**Data block**
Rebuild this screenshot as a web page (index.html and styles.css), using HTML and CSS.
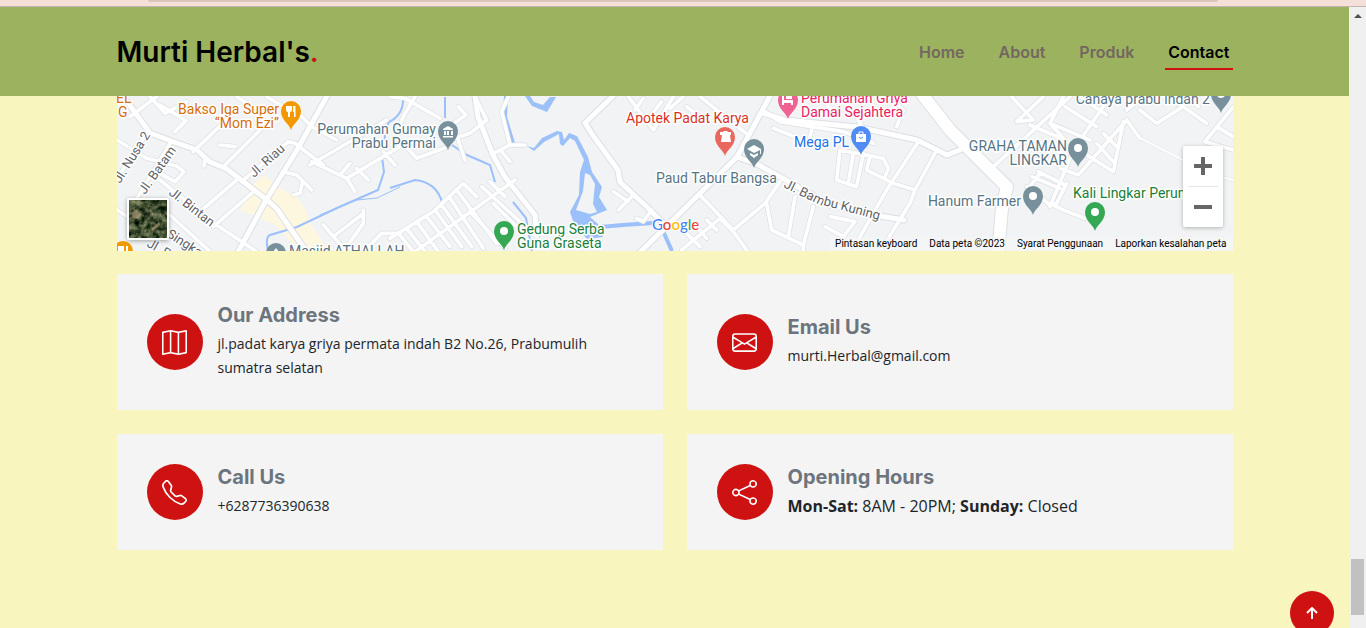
FILE: index.html
```html
<!DOCTYPE html>
<html lang="id">
<head>
<meta charset="utf-8">
<meta name="viewport" content="width=device-width, initial-scale=1">
<title>Murti Herbal's</title>
<link rel="stylesheet" href="styles.css">
</head>
<body>
<div class="browser-edge"><div class="address-edge"></div></div>
<div class="viewport">
  <div class="page">
    <header class="header">
      <div class="container header-row">
        <a class="logo" href="#">Murti Herbal's<span class="logo-dot">.</span></a>
        <nav class="nav">
          <a href="#">Home</a>
          <a href="#">About</a>
          <a href="#">Produk</a>
          <a href="#" class="active">Contact</a>
        </nav>
      </div>
    </header>
    <main class="container">
      <section class="map" aria-label="Map">
        <svg class="map-canvas" viewBox="117 96 1116 155" preserveAspectRatio="xMidYMid slice">
          <defs>
            <path id="pin" d="M0 0C-1.5-6-10-10-10-19A10 10 0 0 1 10-19C10-10 1.500-6 0 0Z"/>
            <filter id="terrain" x="0" y="0" width="1" height="1" color-interpolation-filters="sRGB">
              <feTurbulence type="fractalNoise" baseFrequency=".16" numOctaves="4" seed="8"/>
              <feColorMatrix values=".9 .3 0 0 -.34  .8 .3 0 0 -.24  .7 .2 0 0 -.25  0 0 0 0 1"/>
            </filter>
            <g id="minor">
              <g transform="translate(110 90) scale(.33333)">
                <path d="M60 80L140 20M120 20L165 70L230 35M150 45L228 92L195 125M22 150L110 205M110 130L22 265M180 160L75 335M110 205L200 228L222 245L195 275L150 250M130 255L320 405L440 485M22 360L60 385L180 375L300 485M395 275L535 155L555 160L600 195L640 225M270 365L380 270M310 410L425 310M250 185L380 60M345 225L495 75M285 205L282 228M330 165L375 170M555 60L605 110L680 150M600 225L830 90M605 215L710 265L735 305M710 265L870 170M740 235L775 270M690 255L720 220M820 185L855 225M520 245L560 255L605 300M578 275L570 310L550 315M640 405L710 485M670 440L760 370M700 485L760 400V360M760 485L815 430H870M380 20L480 85M470 20L570 80"/>
              </g>
              <g transform="translate(390 90) scale(.33333)">
                <path d="M255 20L290 90L240 130L195 145M355 20L335 65L360 165L310 190M360 165H405M335 185L360 215M75 20L40 80L20 130M0 20L45 25L150 85M205 50L228 75L185 105M175 170L80 205L35 155M205 150L225 210M0 445L130 365L220 280L260 320M75 485L375 270M25 430L70 485M50 415L105 485M80 395L145 485M110 380L180 470M135 360L215 470M155 345L245 470M180 325L280 475M200 300L320 460M240 365L345 475M275 290L440 440M300 275L345 320M310 340L400 430M670 305L715 335M730 315L685 360M715 20L790 120L850 20M735 60L760 25M780 80L815 35M740 385L760 395L785 360"/>
              </g>
              <g transform="translate(670 90) scale(.33333)">
                <path d="M0 55L40 20M90 20L235 135M50 50L90 80M310 115L400 150L470 170M285 65L330 95L520 125L610 160M430 100L420 140M510 180L500 270L560 290L580 190M510 180L640 205L655 235L645 260M550 190L535 280M600 200L590 240L670 280L735 300M560 80L575 110M745 155L650 300L570 440L555 485M800 180L735 300L720 340L630 485M90 315L190 420L285 340L330 275M290 340L305 420L400 465L430 350M375 320L355 440M400 465V485M35 480L150 385L190 425L230 480M50 430L90 470M80 410L110 445M110 390L140 420M480 380L555 395L520 440L465 410M680 110L700 60L660 20M450 20L500 75"/>
              </g>
              <g transform="translate(950 90) scale(.33333)">
                <path d="M130 230L360 20M185 20L250 90L200 95L280 20M240 105L345 150L300 100L420 150M345 50L440 110M340 20L300 100M390 20L470 75M480 20L370 180L300 350M330 235L385 255L530 90L570 145M520 95L490 245L410 195M440 160L490 215M460 130L500 170M245 260L330 295M265 245L345 285M230 290L300 345L320 340L350 280M270 250L235 295M300 340L340 360L405 385M570 60L620 100L700 50L770 100M640 20L700 50M710 20L745 50M850 50L765 155L850 180M800 110L850 140M530 60L580 20"/>
              </g>
            </g>
            <g id="major">
              <path d="M123 96L142 122L150 133L174 142L197 150L210 162L227 169L267 200L277 209L308 254M327 96L297 150L265 202L237 254M475 96L478 117L493 155L505 177L535 215L537 235M613 96L585 123L594 137L618 170L620 182L647 207L664 224M770 96L750 133L737 157L620 272M737 157L757 164L784 179L830 205L874 215L904 220M763 113L785 120L857 127L917 140L947 155L960 150"/>
            </g>
            <path id="highway" d="M922 94L950 130L977 157L1007 187L1002 208L998 255"/>
            <g id="lane"><path d="M1140 138L1183 160M1183 167L1233 180"/></g>
          </defs>
          <rect class="land" x="0" y="0" width="1366" height="400"/>
          <path class="district" d="M253 184L265 175L277 187L297 197L306 210L310 223L329 251H300L274 224L240 210Z"/>
          <g class="water">
            <path d="M525 96L532 106L547 112L556 97H550L543 105L534 102L530 96Z"/>
            <path d="M527 146L534 148L542 138L557 131L562 132L564 140L569 133L577 136L588 157L592 172L602 187L599 197L607 210L590 217L598 224L603 237L587 239L574 224L570 212L579 195L580 172L584 160L575 141L570 138L563 146L560 144L559 134L544 142L534 151ZM585 173L583 191L576 210L590 214L597 212L593 204L595 184L590 175Z" fill-rule="evenodd"/>
            <path class="stream wide" d="M506 96L505 117L513 143M600 227L623 225L653 223M663 231L672 251"/>
            <path class="stream" d="M403 97C404 112 395 119 389 122C384 130 386 137 384 140M382 157L384 172L378 190L337 208L297 227L270 235Q265 237 268 251M445 97V118M452 145L467 155L490 165L495 182M390 188L415 180Q436 182 442 202M513 202L526 218L532 251"/>
            <path class="stream thin" d="M400 187L377 198L357 200L320 215"/>
          </g>
          <use href="#minor" class="edge minor-edge"/><use href="#major" class="edge major-edge"/><use href="#highway" class="edge highway-edge"/><use href="#lane" class="edge lane-edge"/>
          <use href="#minor" class="road minor-road"/><use href="#major" class="road major-road"/><use href="#highway" class="road highway-road"/><use href="#lane" class="road lane-road"/>
          <g class="street">
            <text transform="translate(120 184) rotate(-58)">Jl. Nusa 2</text>
            <text transform="translate(145 195) rotate(-55)">Jl. Batam</text>
            <text transform="translate(254 178) rotate(-42)">Jl. Riau</text>
            <text transform="translate(168 194) rotate(38)">Jl. Bintan</text>
            <text transform="translate(146 246) rotate(30)">Jl. P</text>
            <text transform="translate(166 236) rotate(33)">Singkarak</text>
            <text transform="translate(783 187) rotate(26)">Jl. Bam</text>
            <text transform="translate(823 205) rotate(15)">bu Kuning</text>
          </g>
          <g class="place">
            <g class="food"><text x="116" y="103">EL</text><text x="118" y="117">G</text><text x="279" y="114" text-anchor="end">Bakso Iga Super</text><text x="279" y="128" text-anchor="end">“Mom Ezi”</text></g>
            <g class="civic"><text x="436" y="134" text-anchor="end">Perumahan Gumay</text><text x="436" y="148" text-anchor="end">Prabu Permai</text><text x="289" y="256">Masjid ATHALLAH</text><text x="656" y="183">Paud Tabur Bangsa</text><text x="1067" y="151" text-anchor="end">GRAHA TAMAN</text><text x="1067" y="165" text-anchor="end">LINGKAR</text><text x="1021" y="206" text-anchor="end">Hanum Farmer</text><text x="1210" y="104" text-anchor="end">Cahaya prabu indah 2</text></g>
            <g class="park"><text x="517" y="234">Gedung Serba</text><text x="517" y="248">Guna Graseta</text><text x="1073" y="198">Kali Lingkar Perumnas</text></g>
            <text class="health" x="626" y="123">Apotek Padat Karya</text>
            <g class="lodging"><text x="801" y="103">Perumahan Griya</text><text x="801" y="117">Damai Sejahtera</text></g>
            <text class="shop" x="849" y="147" text-anchor="end">Mega PL</text>
          </g>
          <g class="pin-orange"><use href="#pin" x="291" y="130"/><use href="#pin" x="123" y="270"/></g>
          <g class="pin-grey"><use href="#pin" x="448" y="150"/><use href="#pin" x="754" y="168"/><use href="#pin" x="1078" y="167"/><use href="#pin" x="1033" y="215"/><use href="#pin" x="1221" y="113"/><use href="#pin" x="276" y="272"/></g>
          <g class="pin-green"><use href="#pin" x="504" y="250"/><use href="#pin" x="1095" y="231"/></g>
          <use href="#pin" x="725" y="156" class="pin-red"/><use href="#pin" x="788" y="119" class="pin-pink"/><use href="#pin" x="861" y="155" class="pin-blue"/>
          <g fill="#fff">
            <circle cx="1078" cy="148" r="4"/><circle cx="1033" cy="196" r="4"/><circle cx="1221" cy="94" r="4"/><circle cx="504" cy="231" r="4"/><circle cx="1095" cy="212" r="4"/>
            <path d="M286 106h6v4q0 2-2 2v5h-2v-5q-2 0-2-2ZM293 106h2.500v11H294v-5h-1ZM118 246h6v4q0 2-2 2h-4ZM126 246h2v6h-2Z"/>
            <path d="M448 126l5 3v1h-10v-1ZM444 131h2v4h-2ZM447 131h2v4h-2ZM451 131h2v4h-2ZM443 136h10v1.500h-10Z"/>
            <path d="M720 132h3l1-1h3l1 1h3v3h-1l1 7h-10l1-7h-2Z"/>
            <path d="M747 149l7-4 7 4v5h-1v-4l-6 3ZM750 153l4 2 4-2v2l-4 3-4-3Z"/>
            <path d="M276 248l3 4h-6Z"/>
            <path d="M782 96h2v4h9v5h-2v-2h-7v2h-2ZM786 96h6v3h-6Z"/>
            <path d="M856 134h10v8h-10Z"/><path d="M859 134v-2h4v2" fill="none" stroke="#fff"/>
          </g>
          <path d="M859 137q2 3 4 0" fill="none" stroke="#4f8df5"/>
          <text class="google" x="652" y="230"><tspan fill="#4285f4">G</tspan><tspan fill="#ea4335">o</tspan><tspan fill="#fbbc05">o</tspan><tspan fill="#4285f4">g</tspan><tspan fill="#34a853">l</tspan><tspan fill="#ea4335">e</tspan></text>
        </svg>
        <button class="satellite" aria-label="Citra satelit"><svg viewBox="0 0 38 38"><rect width="38" height="38" filter="url(#terrain)"/><path d="M3 13l4-4 5 5-3 5-5-1ZM22 29l8-7 1 3-7 6Z" fill="#ad9978" opacity=".65"/></svg></button>
        <div class="zoom">
          <button aria-label="Perbesar"><svg viewBox="0 0 18 18"><path d="M7 0h4v7h7v4h-7v7H7v-7H0V7h7Z"/></svg></button>
          <button aria-label="Perkecil"><svg viewBox="0 0 18 18"><path d="M0 7h18v4H0Z"/></svg></button>
        </div>
        <div class="map-links"><button>Pintasan keyboard</button><span>Data peta ©2023</span><a href="#">Syarat Penggunaan</a><a href="#">Laporkan kesalahan peta</a></div>
      </section>
      <section class="cards">
        <article class="card">
          <span class="icon"><svg viewBox="0 0 16 16"><path fill-rule="evenodd" d="M15.817.113A.5.5 0 0 1 16 .5v14a.5.5 0 0 1-.402.49l-5 1a.502.502 0 0 1-.196 0L5.500 15.010l-4.902.98A.5.5 0 0 1 0 15.500v-14a.5.5 0 0 1 .402-.49l5-1a.5.5 0 0 1 .196 0L10.500.99l4.902-.98a.5.5 0 0 1 .415.103zM10 1.910l-4-.8v12.980l4 .8V1.910zm1 12.980 4-.8V1.110l-4 .8v12.980zm-6-.8V1.110l-4 .8v12.980l4-.8z"/></svg></span>
          <div><h3>Our Address</h3><p>jl.padat karya griya permata indah B2 No.26, Prabumulih sumatra selatan</p></div>
        </article>
        <article class="card">
          <span class="icon"><svg viewBox="0 0 16 16"><path d="M0 4a2 2 0 0 1 2-2h12a2 2 0 0 1 2 2v8a2 2 0 0 1-2 2H2a2 2 0 0 1-2-2V4Zm2-1a1 1 0 0 0-1 1v.217l7 4.200 7-4.200V4a1 1 0 0 0-1-1H2Zm13 2.383-4.708 2.825L15 11.105V5.383Zm-.034 6.876-5.640-3.471L8 9.583l-1.326-.795-5.640 3.470A1 1 0 0 0 2 13h12a1 1 0 0 0 .966-.741ZM1 11.105l4.708-2.897L1 5.383v5.722Z"/></svg></span>
          <div><h3>Email Us</h3><p>murti.Herbal@gmail.com</p></div>
        </article>
        <article class="card">
          <span class="icon"><svg viewBox="0 0 16 16"><path d="M3.654 1.328a.678.678 0 0 0-1.015-.063L1.605 2.300c-.483.484-.661 1.169-.450 1.770a17.568 17.568 0 0 0 4.168 6.608 17.569 17.569 0 0 0 6.608 4.168c.601.211 1.286.033 1.770-.450l1.034-1.034a.678.678 0 0 0-.063-1.015l-2.307-1.794a.678.678 0 0 0-.580-.122l-2.190.547a1.745 1.745 0 0 1-1.657-.459L5.482 8.062a1.745 1.745 0 0 1-.460-1.657l.548-2.190a.678.678 0 0 0-.122-.580L3.654 1.328zM1.884.511a1.745 1.745 0 0 1 2.612.163L6.290 2.980c.329.423.445.974.315 1.494l-.547 2.190a.678.678 0 0 0 .178.643l2.457 2.457a.678.678 0 0 0 .644.178l2.189-.547a1.745 1.745 0 0 1 1.494.315l2.306 1.794c.829.645.905 1.870.163 2.611l-1.034 1.034c-.740.740-1.846 1.065-2.877.702a18.634 18.634 0 0 1-7.010-4.420 18.634 18.634 0 0 1-4.420-7.009c-.362-1.030-.037-2.137.703-2.877L1.885.511z"/></svg></span>
          <div><h3>Call Us</h3><p>+6287736390638</p></div>
        </article>
        <article class="card">
          <span class="icon"><svg viewBox="0 0 16 16"><path d="M13.500 1a1.500 1.500 0 1 0 0 3 1.500 1.500 0 0 0 0-3zM11 2.500a2.500 2.500 0 1 1 .603 1.628l-6.718 3.120a2.499 2.499 0 0 1 0 1.504l6.718 3.120a2.500 2.500 0 1 1-.488.876l-6.718-3.120a2.500 2.500 0 1 1 0-3.256l6.718-3.120A2.500 2.500 0 0 1 11 2.500zm-8.500 4a1.500 1.500 0 1 0 0 3 1.500 1.500 0 0 0 0-3zm11 5.500a1.500 1.500 0 1 0 0 3 1.500 1.500 0 0 0 0-3z"/></svg></span>
          <div><h3>Opening Hours</h3><p class="hours"><strong>Mon-Sat:</strong> 8AM - 20PM; <strong>Sunday:</strong> Closed</p></div>
        </article>
      </section>
    </main>
    <a class="to-top" href="#" aria-label="Back to top"><svg viewBox="0 0 12 12"><path d="M6 12V1M1 6l5-5 5 5"/></svg></a>
  </div>
  <div class="scrollbar"><svg class="scroll-arrow" viewBox="0 0 8 4"><path d="M4 0l4 4H0Z"/></svg><div class="thumb"></div></div>
</div>
</body>
</html>
```
FILE: styles.css
```css
* { box-sizing: border-box; }
body { margin: 0; height: 100vh; overflow: hidden; display: flex; flex-direction: column; font: 16px/24px "Open Sans", sans-serif; color: #212529; background: #f9f5bf; }
h3, p { margin: 0; }
a { color: inherit; text-decoration: none; }
button { border: 0; padding: 0; font: inherit; color: inherit; background: none; cursor: pointer; }
svg { display: block; }

.browser-edge { height: 7px; flex: none; background: #f5e0d9; border-bottom: 1px solid #c4b3ae; }
.address-edge { height: 2px; margin: 0 148px; background: #d9c6bf; border-radius: 0 0 4px 4px; }
.viewport { flex: 1; min-height: 0; display: flex; }
.page { flex: 1; min-width: 0; position: relative; overflow: hidden; }
.container { width: 100%; max-width: 1140px; margin: 0 auto; padding: 0 12px; }

.header { background: #9bb35f; }
.header-row { min-height: 89px; display: flex; align-items: center; justify-content: space-between; font-family: Inter, sans-serif; font-weight: 600; }
.logo { font-size: 28px; line-height: 34px; color: #000; }
.logo-dot { color: #ce1212; }
.nav { display: flex; gap: 28px; color: #746761; }
.nav a { padding: 6px 3px 4px; border-bottom: 2px solid transparent; }
.nav .active { color: #000; border-color: #ce1212; }

.map { position: relative; overflow: hidden; margin-bottom: 23px; }
.map-canvas { width: 100%; height: 155px; }
.land { fill: #f1f3f4; }
.district { fill: #fef7e0; }
.water { fill: #9cc0fa; }
.stream { fill: none; stroke: #9cc0fa; stroke-width: 2; }
.stream.wide { stroke-width: 4; }
.stream.thin { stroke-width: 1; }
.edge, .road { fill: none; stroke-linejoin: round; stroke-linecap: round; }
.edge { stroke: #dcdfe4; }
.road { stroke: #fff; }
.minor-edge { stroke-width: 15; }
.minor-road { stroke-width: 11; }
.major-edge { stroke-width: 7; }
.major-road { stroke-width: 5; }
.highway-edge { stroke-width: 14; }
.highway-road { stroke-width: 12; }
.lane-edge { stroke-width: 3; }
.lane-road { stroke-width: 2; }
.place, .street { font-family: Roboto, sans-serif; font-size: 14px; stroke: #fff; stroke-width: 3px; stroke-linejoin: round; paint-order: stroke; }
.street { font-size: 13px; fill: #5f6368; }
.food { fill: #d56e0c; }
.civic { fill: #587483; }
.park { fill: #188038; }
.health { fill: #d93025; }
.lodging { fill: #e91e63; }
.shop { fill: #1a73e8; }
.pin-orange { fill: #f29900; }
.pin-grey { fill: #78909c; }
.pin-green { fill: #34a853; }
.pin-red { fill: #ea675d; }
.pin-pink { fill: #f06292; }
.pin-blue { fill: #4f8df5; }
.google { font: 500 15px Lato, sans-serif; stroke: #fff; stroke-width: 2px; paint-order: stroke; }

.satellite { position: absolute; left: 10px; bottom: 11px; width: 42px; height: 42px; border: 2px solid #fff; border-radius: 2px; overflow: hidden; box-shadow: 0 1px 4px #0005; }
.zoom { position: absolute; right: 10px; bottom: 24px; width: 40px; padding: 0 5px; background: #fff; border-radius: 2px; box-shadow: 0 1px 4px #0004; }
.zoom button { width: 100%; height: 40px; display: grid; place-items: center; }
.zoom button + button { height: 41px; border-top: 1px solid #e6e6e6; }
.zoom svg { width: 18px; fill: #666; }
.map-links { position: absolute; right: 0; bottom: 0; display: flex; font: 10px/14px Roboto, sans-serif; color: #000; background: #f5f5f5b3; }
.map-links > * { padding: 0 6px; }

.cards { display: grid; grid-template-columns: 1fr 1fr; gap: 24px; }
.card { display: flex; align-items: center; gap: 15px; padding: 30px; background: #f4f4f4; }
.icon { flex: none; width: 56px; height: 56px; border-radius: 50%; display: grid; place-items: center; background: #ce1212; }
.icon svg { width: 25px; height: 25px; fill: #fff; }
.card h3 { font: 700 20px/22px Inter, sans-serif; color: #6c757d; margin-bottom: 6px; }
.card p { font-size: 14px; }
.card .hours { font-size: 16px; }

.to-top { position: absolute; right: 15px; bottom: -7px; width: 44px; height: 44px; border-radius: 50%; display: grid; place-items: center; background: #ce1212; }
.to-top svg { width: 12px; height: 12px; fill: none; stroke: #fff; stroke-width: 2; }
.scrollbar { flex: none; width: 17px; padding: 7px 2px 13px; display: flex; flex-direction: column; align-items: center; justify-content: space-between; background: #f0f0f0; }
.scroll-arrow { width: 8px; height: 4px; fill: #505050; }
.thumb { width: 13px; height: 56px; background: #c1c1c1; }
```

**Short task**
Determine how many lines of the data contain "styles" and give nothing but that number.

**Task output**
3